Just because we don’t have the answer, doesn’t mean that there “has to” be any higher power or even an answer.
To call that higher power God is acceptable.
That is a slippery slope fallacy – because the believers are not finding a middle ground by insisting on a higher power that we’ve happened to name god.
The answer, if there is even one, is blank. Not higher power for the sake of conversation, we’ll call god.
There’s also no reason to assume that any “higher power” exists, is aware of us and really, if there is a higher power – then the obsession with worship and what people do with their genitals make it a rather egotistic and immature power – and that seems rather below humans – not above us.

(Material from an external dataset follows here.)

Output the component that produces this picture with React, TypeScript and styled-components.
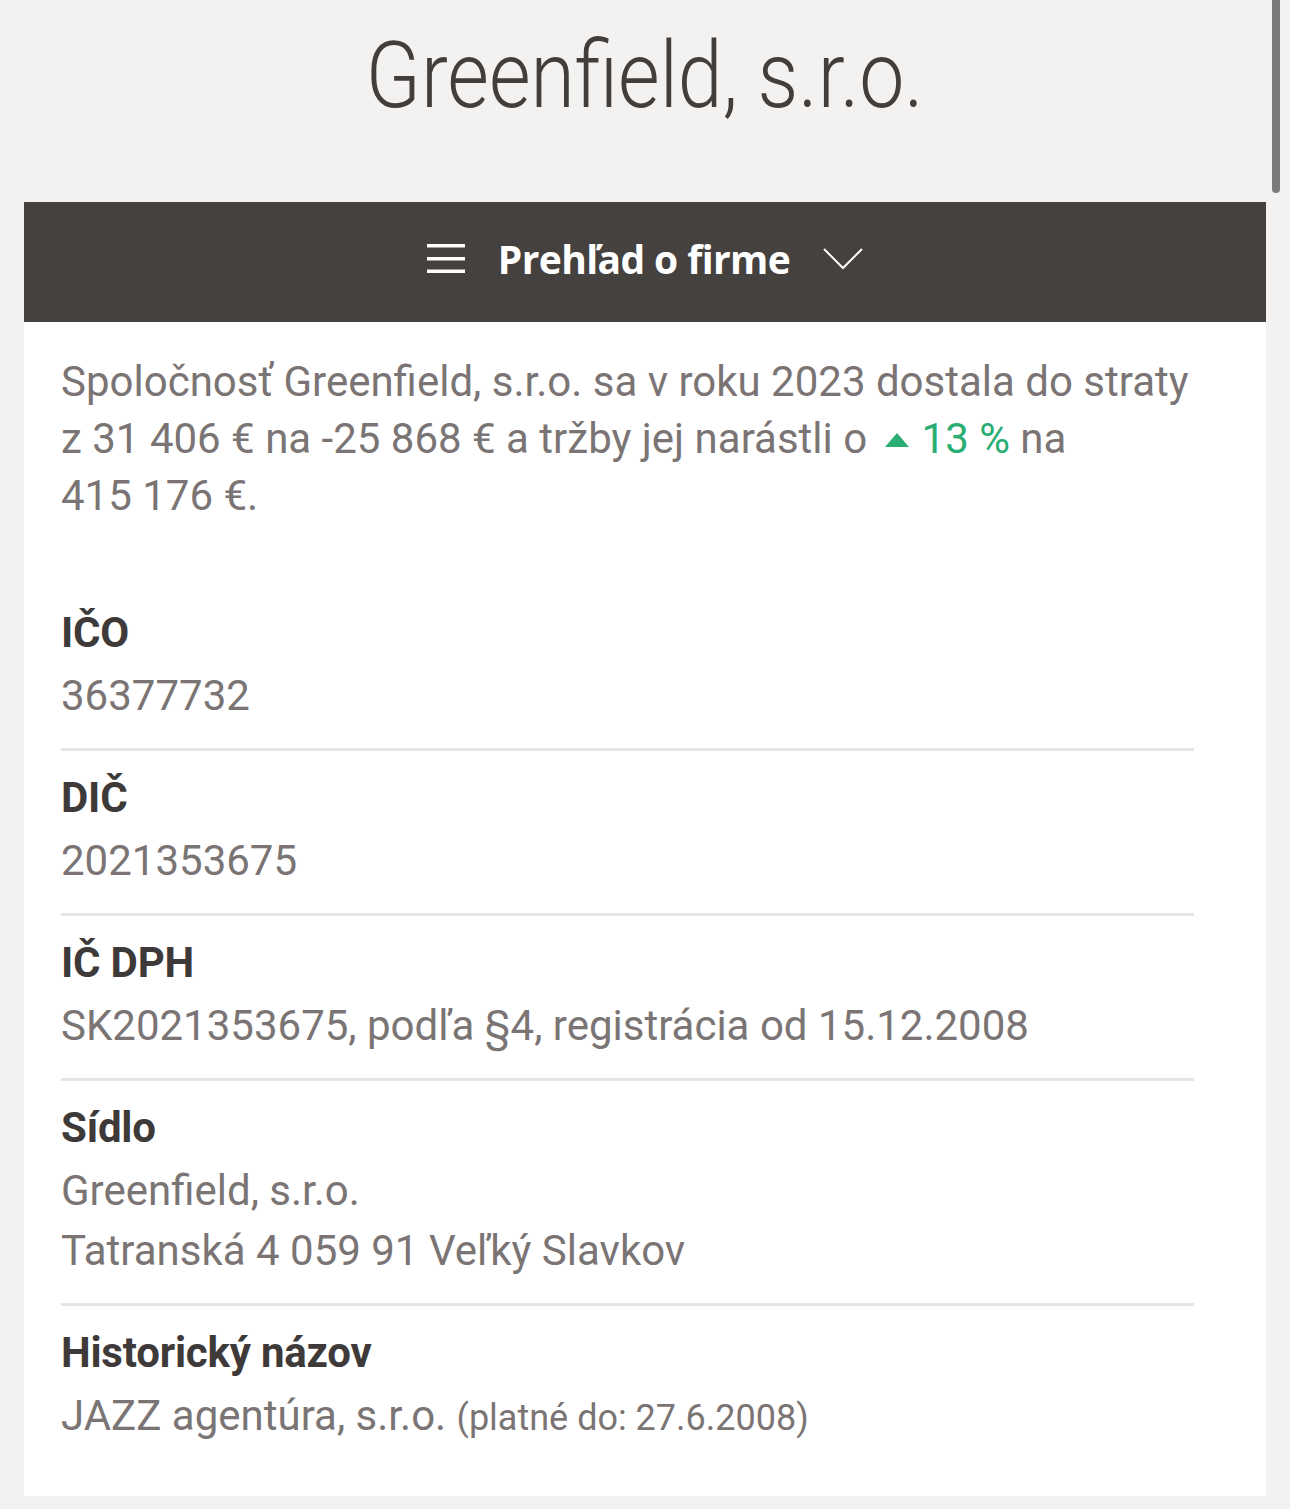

I would become depressed if I had to believe
in no God.
Take control and responsibility for your own life, how you are, what you do and what kind of person you are.
If you don’t think you can do that without an invisible friend watching over, think about swimming. At some point the water wings have to come off and you have to be responsible for your own buoyancy in the water.
I expect that if people really sat down and thought about how the “holy” text describe the various gods – they are all pretty violent, petty, egotistical, judgemental, blood thrity and impossible to please. If you were raised by a parent like that, you’d run away at best or kill them in their sleep at worst.
Why worship a god who would be a rally crappy person?
I find it depressing that there’s an idea of a god, but all the characteristics are so terrible. Is that really the best we can do to make up a god?
Take a day and try to pretend that there’s no god. The world didn’t change, the sky didn’t fall. Keep trying it, a little longer each day.
Accepting things as they are, rather than how you would like them to be, is a lot less stressful and that makes for a happier life.
Trying to please someone who can’t be pleased, always finding yourself lacking and not good enough – there’s already too many people in each of our lives telling us we can’t do things or aren’t good enough – why be one of that chorus – and worse, give it authority by adding god to the naysayer roster.